Cook is 33 and has been part of the A-side for ages, but is finally getting his chance in light of Stiaan van Zyl's dismal form. Cook is averaging 83 in domestic cricket for the Lions so far this season, and many feel this call-up should have been made weeks ago.

But Cook was happy to finally get that important phone call, and says it's the fulfillment of a lifelong dream, given his father Jimmy played for the Proteas too. This debut will make Jimmy and Stephen the first father/son pairing to play for the Proteas (since readmission).

Cook told Cricinfo: "I got a call from [convener of selectors] Linda Zondi and he said, 'Make sure you've got a full tank of petrol because you're going to be driving to Centurion'.

"And then I just thought to myself, dreams really do come true."

Cook says that experience and his lifelong spotlight thanks to his father means he knows what pressure feels like, and hopes he can overcome any nerves when donning the Test whites, especially as he's being seen as a 'saviour' of sorts.

He added: "I haven't had buried my head in the sand, I know there has been a lot being said in the media, especially with the trouble the team has had.
 
"But I've also had other goals in mind, like playing well for the Lions. In a way, it's been good that I've been distracted by that.

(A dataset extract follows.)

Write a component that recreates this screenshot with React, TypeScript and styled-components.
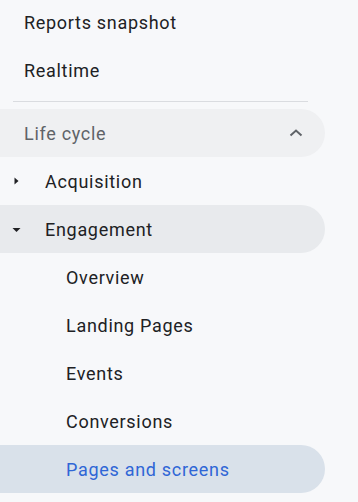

"With or without the expectation, there's pressure. But then throughout my life there has been pressure. What might be pressure for me will be different for a guy like AB de Villiers.

"Growing up, I was always Jimmy Cook's son, so there was that pressure. There were the pressures of opening the batting at the Wanderers, where the ball is whizzing around your ears.

"So I've had different pressures. I hope I am not seen as a batting saviour because that will be a bit unfair but if I play I am sure I can add value."

The batsman then cited a number of players, like Chris Rogers or Adam Voges of Australia, who had made their debuts late, and said that his ambition was to score centuries, not just to get his name on the team sheet.

Cook said: "HD Ackerman said to me years ago that, for so many people, the call-up is the dream and that's a mistake. If people had the mindset that scoring Test hundreds is the dream, it would be different.

"So yes, my bigger dream is scoring Test hundreds, and winning series for South Africa. My age is the one argument that I could never understand.

"There have been plenty of examples in South Africa and in other countries of guys who debuted even later than this and went on to be successful.

"So I hope this is the start of something and maybe in 18 months when we look back we can say the Centurion Test was where it all began."